我們再往山腰走去,發現地上有一些蔓生的野苦瓜,小巧翠綠可愛,其中有 一兩 顆並已轉為成熟的橙色模樣,煞是吸引人。接著看到一座簡易的工寮,他說那是做為堆肥的場地,利用豆腐渣、米糠、稻殼和樹枝等來自製堆肥。以往政府為了鼓勵農民自製堆肥,凡是搭建 五十坪 大小的堆肥舍,就給予補助款二十五萬元;但是現在這個辦法已經停掉了。

除了主要作物,他也想種植其他各類不同的果樹和原生樹種,讓園區更多樣化。我們繞到上面水塔處再走下來,看到園內已有少量的黃皮果、甜橘、橄欖、香蕉、波羅蜜、百香果、板栗,以及些許的桑椹。他說桑椹不好種,因為草長得太快,而他不用除草劑,所以桑椹長得很慢。

在觀察百香果的時候,我們就地坐了下來。他語重心長地說有機耕作確實是一條漫長的道路,急不得的,而且心態要調整轉換。「就像我看到松鼠來吃我的水果,就只希望它慢慢吃,吃完一整個,不要一口吃一個就好了,不然我可要抓囉!就這樣跟牠講。有時候牠會懂得你的意思哦,好像有這種感應。這是一種互不侵犯的態度。 …… 其實一開始那幾年,我也抓過松鼠,但是好像沒有太大的用處。」

由於著重驅趕或誘食,而不是撲殺,所以費時費工,增加不少經營成本。但是我想他似乎更相信:唯有這種強調生態的互動方式所建立起的一套倫理架構,才足以支撐土地百年變遷下的完整性和穩定性。

「走到現在,我大概能夠了解自然界本身就是一個平衡的食物鏈,我們不需要外加去破壞它。等牠們吃完,我們再吃,就是用這種心態來經營。」他緊閉雙唇後,似有所悟地吐露了一些話。

實施自然農法多年,他的產品在三年前銷售到市場,那時已經有四五年不打農藥了,柚子不但甜而且耐儲存,供不應求是常有的事情。回想轉換自然農法的頭幾年,要將因使用化學肥料或農藥而致地力貧瘠的土壤恢復,實在辛苦,果子不甜也不好吃;而且成本高,無法參與市場競爭。而今這段過渡期總算是熬過去了。

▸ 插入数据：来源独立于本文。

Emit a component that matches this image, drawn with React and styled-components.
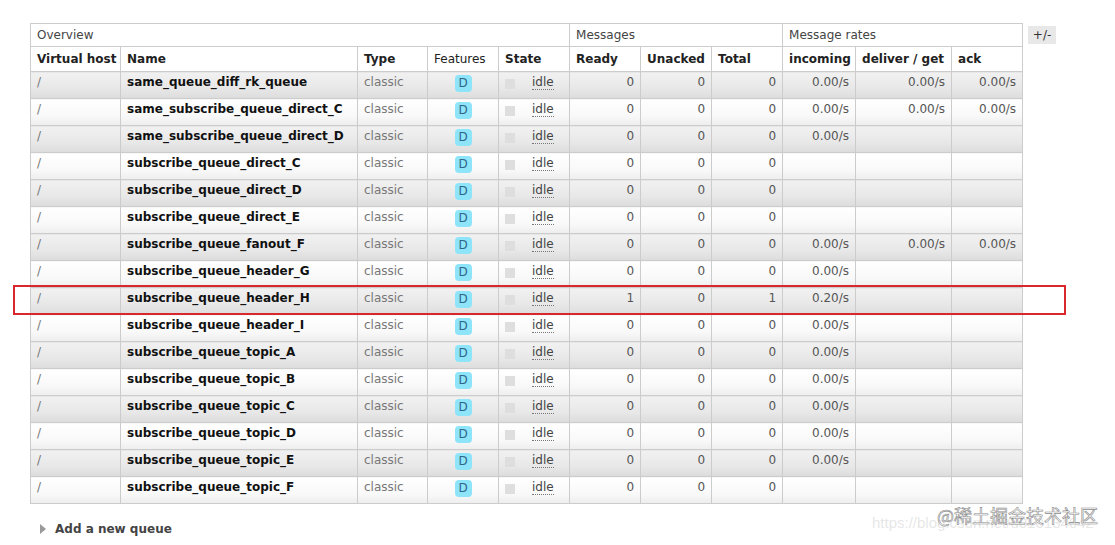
import React from "react";
import styled, { createGlobalStyle } from "styled-components";

const GlobalStyle = createGlobalStyle`
  html, body { margin: 0; padding: 0; background: #fff; }
  body { font-family: "DejaVu Sans", Verdana, sans-serif; font-size: 12px; color: #333; }
`;

const Page = styled.div`
  position: relative;
  width: 1115px;
  height: 545px;
  box-sizing: border-box;
  padding: 23px 0 0 30px;
  overflow: hidden;
`;

const TableRow = styled.div`
  display: flex;
  align-items: flex-start;
  gap: 5px;
`;

const Table = styled.table`
  border-collapse: collapse;
  table-layout: fixed;
  width: 993px;
  border: 1px solid #ccc;
`;

const GroupTh = styled.th`
  font-weight: normal;
  text-align: left;
  color: #444;
  line-height: 15px;
  height: 15px;
  padding: 4px 6px 3px;
  border: 1px solid #ccc;
  background: #fff;
  white-space: nowrap;
`;

const Th = styled.th`
  font-weight: ${(p) => (p.$normal ? "normal" : "bold")};
  text-align: left;
  color: #222;
  line-height: 15px;
  height: 15px;
  padding: 5px 6px 4px;
  border: 1px solid #ccc;
  background: #fff;
  white-space: nowrap;
`;

const Tr = styled.tr`
  & > td {
    background: ${(p) =>
      p.$alt
        ? "linear-gradient(to bottom, #f1f1f1 0%, #e8e8e8 60%, #dcdcdc 100%)"
        : "linear-gradient(to bottom, #ffffff 0%, #f9f9f9 60%, #eeeeee 100%)"};
  }
`;

const Td = styled.td`
  line-height: 15px;
  height: 15px;
  padding: 3px 6px 8px;
  border: 1px solid #ccc;
  white-space: nowrap;
  overflow: hidden;
  vertical-align: top;
  text-align: ${(p) => (p.$right ? "right" : p.$center ? "center" : "left")};
  color: ${(p) => (p.$strong ? "#111" : p.$muted ? "#777" : "#555")};
  font-weight: ${(p) => (p.$strong ? "bold" : "normal")};
`;

const Badge = styled.span`
  display: inline-block;
  width: 17px;
  height: 17px;
  line-height: 17px;
  margin-bottom: -2px;
  border-radius: 4px;
  background: #8ee4f8;
  color: #2f6688;
  font-size: 12px;
  text-align: center;
  vertical-align: top;
`;

const StateCell = styled.div`
  display: flex;
  align-items: center;
  gap: 17px;
  height: 15px;
`;

const StateDot = styled.span`
  width: 10px;
  height: 10px;
  margin-top: 2px;
  background: #dedede;
  flex: none;
`;

const Idle = styled.abbr`
  text-decoration: none;
  border-bottom: 1px dotted #777;
  color: #444;
  line-height: 14px;
`;

const ToggleButton = styled.span`
  margin-top: 3px;
  width: 28px;
  height: 18px;
  line-height: 18px;
  background: #e8e8e8;
  color: #333;
  text-align: center;
  font-size: 12px;
`;

const AddQueue = styled.div`
  display: flex;
  align-items: center;
  gap: 9px;
  margin: 17px 0 0 10px;
  font-weight: bold;
  color: #444;
  line-height: 16px;
`;

const Arrow = styled.span`
  width: 0;
  height: 0;
  border-top: 5px solid transparent;
  border-bottom: 5px solid transparent;
  border-left: 6px solid #999;
`;

const Highlight = styled.div`
  position: absolute;
  left: 13px;
  top: 285px;
  width: 1049px;
  height: 26px;
  border: 2px solid #d8272d;
  pointer-events: none;
`;

const WatermarkUrl = styled.div`
  position: absolute;
  left: 872px;
  top: 514px;
  font-family: "Liberation Sans", Arial, sans-serif;
  font-size: 15px;
  color: rgba(200, 200, 200, 0.45);
  white-space: nowrap;
`;

const WatermarkBrand = styled.div`
  position: absolute;
  left: 937px;
  top: 503px;
  font-family: "Noto Sans CJK SC", "DejaVu Sans", sans-serif;
  font-size: 18px;
  line-height: 24px;
  color: #fff;
  -webkit-text-stroke: 0.6px #8a8a8a;
  white-space: nowrap;
`;

const rows = [
  ["same_queue_diff_rk_queue", 0, 0, 0, ["0.00/s", "0.00/s", "0.00/s"]],
  ["same_subscribe_queue_direct_C", 0, 0, 0, ["0.00/s", "0.00/s", "0.00/s"]],
  ["same_subscribe_queue_direct_D", 0, 0, 0, ["0.00/s", "", ""]],
  ["subscribe_queue_direct_C", 0, 0, 0, ["", "", ""]],
  ["subscribe_queue_direct_D", 0, 0, 0, ["", "", ""]],
  ["subscribe_queue_direct_E", 0, 0, 0, ["", "", ""]],
  ["subscribe_queue_fanout_F", 0, 0, 0, ["0.00/s", "0.00/s", "0.00/s"]],
  ["subscribe_queue_header_G", 0, 0, 0, ["0.00/s", "", ""]],
  ["subscribe_queue_header_H", 1, 0, 1, ["0.20/s", "", ""]],
  ["subscribe_queue_header_I", 0, 0, 0, ["0.00/s", "", ""]],
  ["subscribe_queue_topic_A", 0, 0, 0, ["0.00/s", "", ""]],
  ["subscribe_queue_topic_B", 0, 0, 0, ["0.00/s", "", ""]],
  ["subscribe_queue_topic_C", 0, 0, 0, ["0.00/s", "", ""]],
  ["subscribe_queue_topic_D", 0, 0, 0, ["0.00/s", "", ""]],
  ["subscribe_queue_topic_E", 0, 0, 0, ["0.00/s", "", ""]],
  ["subscribe_queue_topic_F", 0, 0, 0, ["", "", ""]],
];

const colWidths = [90, 237, 70, 71, 71, 71, 71, 71, 73, 96, 71];

export default function App() {
  return (
    <>
      <GlobalStyle />
      <Page>
        <TableRow>
          <Table>
            <colgroup>
              {colWidths.map((w, i) => (
                <col key={i} style={{ width: w }} />
              ))}
            </colgroup>
            <thead>
              <tr>
                <GroupTh colSpan={5}>Overview</GroupTh>
                <GroupTh colSpan={3}>Messages</GroupTh>
                <GroupTh colSpan={3}>Message rates</GroupTh>
              </tr>
              <tr>
                <Th>Virtual host</Th>
                <Th>Name</Th>
                <Th>Type</Th>
                <Th $normal>Features</Th>
                <Th>State</Th>
                <Th>Ready</Th>
                <Th>Unacked</Th>
                <Th>Total</Th>
                <Th>incoming</Th>
                <Th>deliver / get</Th>
                <Th>ack</Th>
              </tr>
            </thead>
            <tbody>
              {rows.map(([name, ready, unacked, total, rates], i) => (
                <Tr key={name} $alt={i % 2 === 0}>
                  <Td $muted>/</Td>
                  <Td $strong>{name}</Td>
                  <Td $muted>classic</Td>
                  <Td $center>
                    <Badge>D</Badge>
                  </Td>
                  <Td>
                    <StateCell>
                      <StateDot />
                      <Idle>idle</Idle>
                    </StateCell>
                  </Td>
                  <Td $right>{ready}</Td>
                  <Td $right>{unacked}</Td>
                  <Td $right>{total}</Td>
                  {rates.map((r, j) => (
                    <Td key={j} $right>
                      {r}
                    </Td>
                  ))}
                </Tr>
              ))}
            </tbody>
          </Table>
          <ToggleButton>+/-</ToggleButton>
        </TableRow>
        <AddQueue>
          <Arrow />
          Add a new queue
        </AddQueue>
        <Highlight />
        <WatermarkUrl>https://blog.csdn.net/u010134642</WatermarkUrl>
        <WatermarkBrand>@稀土掘金技术社区</WatermarkBrand>
      </Page>
    </>
  );
}
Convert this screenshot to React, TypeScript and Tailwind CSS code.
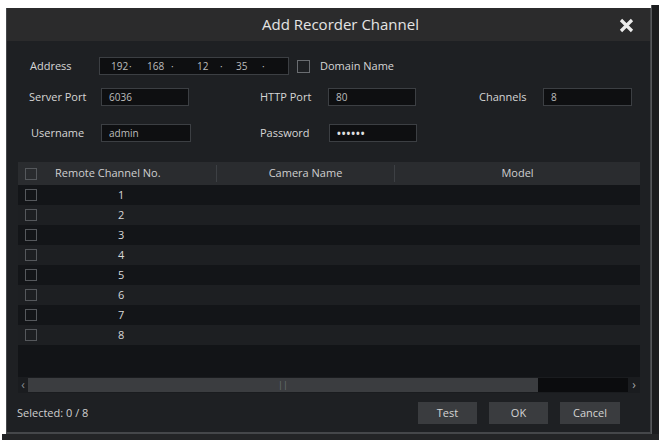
import React from "react";

const font = { fontFamily: '"Open Sans", "Liberation Sans", sans-serif' };

function Box({ className = "" }: { className?: string }) {
  return <span className={`block h-[12px] w-[12px] border border-[#55585c] ${className}`} />;
}

function Input({ w, children }: { w: string; children?: React.ReactNode }) {
  return (
    <div className={`${w} flex h-[18px] items-center border border-[#3c3f43] bg-[#0e0f11] pl-[7px] text-[10px] text-[#bdbdbd]`}>
      {children}
    </div>
  );
}

const rows = [1, 2, 3, 4, 5, 6, 7, 8];

export default function App() {
  return (
    <div className="flex h-[440px] w-[659px] flex-col bg-white" style={font}>
      <div className="flex h-[434px] pt-[8px]">
        {/* dialog */}
        <div className="ml-[6px] flex h-[426px] w-[645px] flex-col border-b-2 border-l border-r border-[#45474a] bg-[#1e2023]">
          {/* title bar */}
          <div className="relative flex h-[33px] shrink-0 items-center justify-center bg-[#2b2b2c]">
            <span className="ml-[24px] text-[15px] text-[#e4e4e4]">Add Recorder Channel</span>
            <svg className="absolute right-[16px] top-[10px]" width="15" height="15" viewBox="0 0 15 15">
              <path d="M2 2 L13 13 M13 2 L2 13" stroke="#ececec" strokeWidth="3.2" />
            </svg>
          </div>

          {/* body */}
          <div className="flex flex-1 flex-col px-[11px] pt-[16px] text-[11px] text-[#d6d6d6]">
            {/* address row */}
            <div className="flex h-[18px] items-center pl-[12px]">
              <span className="w-[69px]">Address</span>
              <div className="relative flex h-[18px] w-[190px] items-center border border-[#3c3f43] bg-[#0e0f11] text-[10px] text-[#bdbdbd]">
                <span className="absolute left-[11px]">192</span>
                <span className="absolute left-[29px]">·</span>
                <span className="absolute left-[47px]">168</span>
                <span className="absolute left-[71px]">·</span>
                <span className="absolute left-[97px]">12</span>
                <span className="absolute left-[120px]">·</span>
                <span className="absolute left-[136px]">35</span>
                <span className="absolute left-[162px]">·</span>
              </div>
              <span className="ml-[8px] block h-[13px] w-[13px] border border-[#6a6d71]" />
              <span className="ml-[10px]">Domain Name</span>
            </div>

            {/* port row */}
            <div className="mt-[13px] flex h-[18px] items-center pl-[11px]">
              <span className="w-[72px]">Server Port</span>
              <Input w="w-[88px]">6036</Input>
              <span className="ml-[71px] w-[68px]">HTTP Port</span>
              <Input w="w-[88px]">80</Input>
              <span className="ml-[63px] w-[64px]">Channels</span>
              <Input w="w-[89px]">8</Input>
            </div>

            {/* user row */}
            <div className="mt-[18px] flex h-[18px] items-center pl-[13px]">
              <span className="w-[70px]">Username</span>
              <Input w="w-[90px]">admin</Input>
              <span className="ml-[69px] w-[69px]">Password</span>
              <Input w="w-[88px]">
                <span className="tracking-[1px] text-[10px] font-bold text-[#e0e0e0]">••••••</span>
              </Input>
            </div>

            {/* table */}
            <div className="mt-[20px] flex w-[622px] flex-col bg-[#141619]">
              <div className="flex h-[23px] items-center bg-[#2a2c2f] text-[#cfcfcf]">
                <div className="flex w-[199px] items-center border-r border-[#3d4044] pl-[7px]">
                  <Box />
                  <span className="ml-[18px]">Remote Channel No.</span>
                </div>
                <div className="w-[178px] border-r border-[#3d4044] text-center">Camera Name</div>
                <div className="flex-1 text-center">Model</div>
              </div>
              {rows.map((n) => (
                <div
                  key={n}
                  className={`flex h-[20px] items-center ${n % 2 === 1 ? "bg-[#131518]" : "bg-[#1d1f22]"}`}
                >
                  <div className="flex w-[199px] items-center pl-[7px]">
                    <Box />
                    <span className="ml-[81px] text-[#d8d8d8]">{n}</span>
                  </div>
                </div>
              ))}
              <div className="h-[32px] bg-[#121417]" />
              {/* scrollbar */}
              <div className="flex h-[16px] items-center bg-[#1a1c1f] text-[12px] text-[#8a8c8f]">
                <span className="w-[10px] text-center leading-none">‹</span>
                <div className="relative flex h-[14px] w-[510px] items-center justify-center bg-[#3b3d40] text-[9px] text-[#6e7073]">
                  ||
                </div>
                <div className="h-[14px] w-[90px] bg-[#0b0c0e]" />
                <span className="flex-1 text-center leading-none text-[#a2a4a7]">›</span>
              </div>
            </div>

            {/* footer */}
            <div className="mt-[9px] flex h-[22px] w-[622px] items-center">
              <span className="-ml-[1px] text-[#cfcfcf]">Selected: 0 / 8</span>
              <div className="ml-auto mr-[20px] flex gap-[12px]">
                <button className="h-[22px] w-[59px] bg-[#3a3c3f] text-[11px] text-[#d4d4d4]">Test</button>
                <button className="h-[22px] w-[59px] bg-[#3a3c3f] text-[11px] text-[#d4d4d4]">OK</button>
                <button className="h-[22px] w-[60px] bg-[#3a3c3f] text-[11px] text-[#d4d4d4]">Cancel</button>
              </div>
            </div>
          </div>
        </div>
        <div className="mt-[-3px] flex-1 border-l border-[#55575a] bg-[#1b1c1e]" />
      </div>
      <div className="ml-[2px] h-[6px] bg-[#232426]" />
    </div>
  );
}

其實這段回復地力的過渡期間,一般長達三至五年,也常常是考驗其他轉換自然農法的農民能否堅持下去的關鍵。「做『有機』一定要很有誠心,不可存著投機的心態,而且把眼光放遠。他本身的理念就是要為了台灣這塊土地來做,不是只為了賺錢而做;否則會很容易變質。」劉班長認為某些從事有機耕作的農民會半途而廢,可能就是因為不能深刻感受到意義的存在,很容易隨著市場機器搖擺,以致行動力不能堅持有效。

「起碼這種工作有益身體健康,而且朋友也多起來。再說,對台灣的自然生態環境有幫助,不用除草劑,不會造成土石流,水庫就可以多用幾年啊!吃到健康的農產品,對大家都有好處。我想這不只是生產者的責任,也是全民的責任。」劉班長賦予自然農法深厚多元的意義,也讓我們深切意識到:經濟本就不該是農業,甚至任何產業的唯一目的。不是嗎?

××× ××× ×××

他起身示意再往下走。望著他沉穩的背影,我忽然想起「勇士們」影集中的桑德斯班長。而眼前這一位,不正就是打造人間淨土的勇士嗎?